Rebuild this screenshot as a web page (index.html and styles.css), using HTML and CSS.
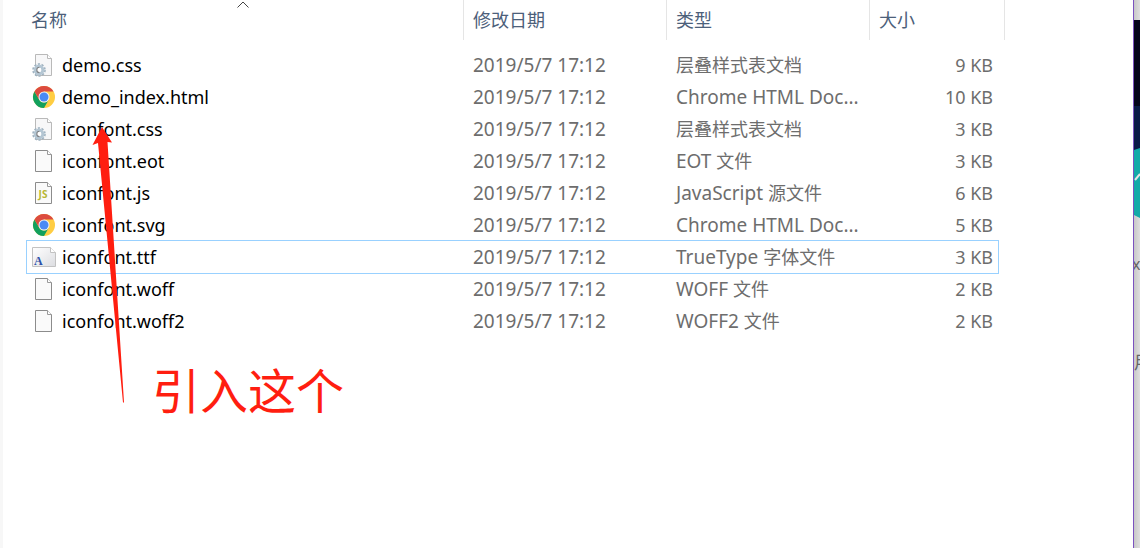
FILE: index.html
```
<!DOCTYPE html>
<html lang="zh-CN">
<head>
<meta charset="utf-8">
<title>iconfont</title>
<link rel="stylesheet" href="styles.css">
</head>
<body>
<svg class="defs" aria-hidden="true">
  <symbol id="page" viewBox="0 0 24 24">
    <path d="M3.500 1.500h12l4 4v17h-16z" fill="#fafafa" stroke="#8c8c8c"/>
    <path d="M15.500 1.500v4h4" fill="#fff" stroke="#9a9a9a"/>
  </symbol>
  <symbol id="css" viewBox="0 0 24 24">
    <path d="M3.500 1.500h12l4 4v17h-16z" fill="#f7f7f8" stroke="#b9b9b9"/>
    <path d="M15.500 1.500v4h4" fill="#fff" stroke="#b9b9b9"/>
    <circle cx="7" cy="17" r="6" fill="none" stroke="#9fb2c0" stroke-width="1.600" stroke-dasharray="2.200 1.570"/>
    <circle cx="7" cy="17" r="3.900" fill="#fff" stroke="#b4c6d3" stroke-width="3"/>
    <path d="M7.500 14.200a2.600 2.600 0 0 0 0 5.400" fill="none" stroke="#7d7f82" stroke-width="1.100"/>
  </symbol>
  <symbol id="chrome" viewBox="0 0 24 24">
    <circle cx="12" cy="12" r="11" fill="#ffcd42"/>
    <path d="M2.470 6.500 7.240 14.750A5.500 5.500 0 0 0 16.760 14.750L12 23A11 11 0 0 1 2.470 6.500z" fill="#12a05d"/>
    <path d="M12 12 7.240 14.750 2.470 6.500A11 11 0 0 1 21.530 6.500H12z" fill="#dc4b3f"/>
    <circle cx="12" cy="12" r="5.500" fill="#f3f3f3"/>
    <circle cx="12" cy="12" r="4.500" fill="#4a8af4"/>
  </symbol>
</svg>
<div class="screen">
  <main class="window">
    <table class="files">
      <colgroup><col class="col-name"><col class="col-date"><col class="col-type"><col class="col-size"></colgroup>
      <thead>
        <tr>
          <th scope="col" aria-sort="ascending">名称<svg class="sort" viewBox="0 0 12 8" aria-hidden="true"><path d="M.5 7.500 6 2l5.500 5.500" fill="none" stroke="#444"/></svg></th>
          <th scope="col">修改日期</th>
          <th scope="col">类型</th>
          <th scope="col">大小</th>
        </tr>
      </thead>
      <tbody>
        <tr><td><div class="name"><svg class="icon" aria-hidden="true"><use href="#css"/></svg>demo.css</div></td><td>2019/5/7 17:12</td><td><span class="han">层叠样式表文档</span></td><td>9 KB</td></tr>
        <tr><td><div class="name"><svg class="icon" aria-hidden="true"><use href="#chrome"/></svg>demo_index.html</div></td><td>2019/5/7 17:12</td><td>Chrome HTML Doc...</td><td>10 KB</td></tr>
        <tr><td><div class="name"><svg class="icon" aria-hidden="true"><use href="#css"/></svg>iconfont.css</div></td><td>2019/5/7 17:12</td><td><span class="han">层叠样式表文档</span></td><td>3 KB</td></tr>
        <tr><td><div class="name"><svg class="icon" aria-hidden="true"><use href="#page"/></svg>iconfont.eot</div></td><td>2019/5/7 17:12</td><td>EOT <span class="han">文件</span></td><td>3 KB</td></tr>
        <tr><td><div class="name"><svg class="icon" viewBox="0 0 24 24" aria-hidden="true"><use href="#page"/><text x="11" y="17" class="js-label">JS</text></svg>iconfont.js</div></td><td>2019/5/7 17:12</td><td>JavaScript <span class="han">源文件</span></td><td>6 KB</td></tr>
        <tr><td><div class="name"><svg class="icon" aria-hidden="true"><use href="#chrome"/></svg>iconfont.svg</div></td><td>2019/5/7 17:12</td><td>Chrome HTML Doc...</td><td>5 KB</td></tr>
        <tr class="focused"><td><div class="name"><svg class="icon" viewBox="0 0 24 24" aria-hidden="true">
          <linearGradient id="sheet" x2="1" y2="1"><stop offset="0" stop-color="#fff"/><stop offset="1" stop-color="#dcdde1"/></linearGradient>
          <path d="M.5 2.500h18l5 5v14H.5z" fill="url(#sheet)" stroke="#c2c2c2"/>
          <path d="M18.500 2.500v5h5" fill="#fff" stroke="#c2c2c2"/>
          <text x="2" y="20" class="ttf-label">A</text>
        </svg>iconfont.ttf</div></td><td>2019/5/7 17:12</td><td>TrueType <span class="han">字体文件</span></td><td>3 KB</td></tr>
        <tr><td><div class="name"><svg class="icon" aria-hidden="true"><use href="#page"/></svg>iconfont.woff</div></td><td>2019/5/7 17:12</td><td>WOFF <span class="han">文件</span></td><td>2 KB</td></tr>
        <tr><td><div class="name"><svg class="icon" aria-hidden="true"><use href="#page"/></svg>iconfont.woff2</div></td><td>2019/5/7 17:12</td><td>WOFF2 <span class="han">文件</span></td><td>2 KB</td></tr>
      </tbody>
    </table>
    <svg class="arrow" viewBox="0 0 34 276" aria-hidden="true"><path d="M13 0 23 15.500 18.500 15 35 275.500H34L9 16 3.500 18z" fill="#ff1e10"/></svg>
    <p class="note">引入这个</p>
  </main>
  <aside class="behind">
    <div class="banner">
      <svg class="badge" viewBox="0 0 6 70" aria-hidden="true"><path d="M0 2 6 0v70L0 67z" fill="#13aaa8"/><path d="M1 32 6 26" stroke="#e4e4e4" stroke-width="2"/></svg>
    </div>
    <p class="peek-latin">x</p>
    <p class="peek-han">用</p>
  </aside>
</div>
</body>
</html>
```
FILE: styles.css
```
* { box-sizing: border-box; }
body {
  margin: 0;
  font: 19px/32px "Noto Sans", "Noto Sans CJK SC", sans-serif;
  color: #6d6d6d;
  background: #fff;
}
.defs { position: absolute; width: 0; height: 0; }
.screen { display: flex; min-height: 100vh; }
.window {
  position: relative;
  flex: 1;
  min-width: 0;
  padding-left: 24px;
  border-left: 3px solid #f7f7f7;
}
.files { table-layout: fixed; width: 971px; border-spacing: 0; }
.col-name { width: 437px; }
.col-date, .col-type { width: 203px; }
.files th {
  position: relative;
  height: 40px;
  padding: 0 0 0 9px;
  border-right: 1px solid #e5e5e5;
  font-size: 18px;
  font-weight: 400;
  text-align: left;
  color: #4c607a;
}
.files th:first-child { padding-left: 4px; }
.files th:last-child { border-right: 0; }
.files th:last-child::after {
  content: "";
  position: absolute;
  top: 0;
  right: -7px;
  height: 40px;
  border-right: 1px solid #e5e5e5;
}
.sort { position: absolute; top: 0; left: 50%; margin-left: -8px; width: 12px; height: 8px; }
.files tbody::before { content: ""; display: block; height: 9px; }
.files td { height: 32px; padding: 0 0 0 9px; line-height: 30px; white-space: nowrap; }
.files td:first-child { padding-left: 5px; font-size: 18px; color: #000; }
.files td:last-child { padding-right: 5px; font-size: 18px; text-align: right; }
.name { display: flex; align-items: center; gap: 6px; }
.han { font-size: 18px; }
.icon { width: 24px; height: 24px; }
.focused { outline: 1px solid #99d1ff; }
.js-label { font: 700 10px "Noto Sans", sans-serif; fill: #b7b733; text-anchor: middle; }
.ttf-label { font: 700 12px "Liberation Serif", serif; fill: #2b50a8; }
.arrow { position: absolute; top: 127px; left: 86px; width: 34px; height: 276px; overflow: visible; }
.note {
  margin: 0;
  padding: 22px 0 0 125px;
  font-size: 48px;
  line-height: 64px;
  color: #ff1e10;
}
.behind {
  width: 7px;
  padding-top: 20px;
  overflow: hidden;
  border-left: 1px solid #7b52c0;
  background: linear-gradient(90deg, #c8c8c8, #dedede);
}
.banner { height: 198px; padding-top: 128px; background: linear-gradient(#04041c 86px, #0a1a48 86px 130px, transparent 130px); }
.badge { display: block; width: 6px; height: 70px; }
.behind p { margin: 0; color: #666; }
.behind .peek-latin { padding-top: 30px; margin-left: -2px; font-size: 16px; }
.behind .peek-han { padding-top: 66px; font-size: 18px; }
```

# # # # #

WRITTEN EXERCISE:
Locate each line with the word "page" and copy it.

IN RESPONSE:
Rebuild this screenshot as a web page (index.html and styles.css), using HTML and CSS.
  <symbol id="page" viewBox="0 0 24 24">
        <tr><td><div class="name"><svg class="icon" aria-hidden="true"><use href="#page"/></svg>iconfont.eot</div></td><td>2019/5/7 17:12</td><td>EOT <span class="han">文件</span></td><td>3 KB</td></tr>
        <tr><td><div class="name"><svg class="icon" viewBox="0 0 24 24" aria-hidden="true"><use href="#page"/><text x="11" y="17" class="js-label">JS</text></svg>iconfont.js</div></td><td>2019/5/7 17:12</td><td>JavaScript <span class="han">源文件</span></td><td>6 KB</td></tr>
        <tr><td><div class="name"><svg class="icon" aria-hidden="true"><use href="#page"/></svg>iconfont.woff</div></td><td>2019/5/7 17:12</td><td>WOFF <span class="han">文件</span></td><td>2 KB</td></tr>
        <tr><td><div class="name"><svg class="icon" aria-hidden="true"><use href="#page"/></svg>iconfont.woff2</div></td><td>2019/5/7 17:12</td><td>WOFF2 <span class="han">文件</span></td><td>2 KB</td></tr>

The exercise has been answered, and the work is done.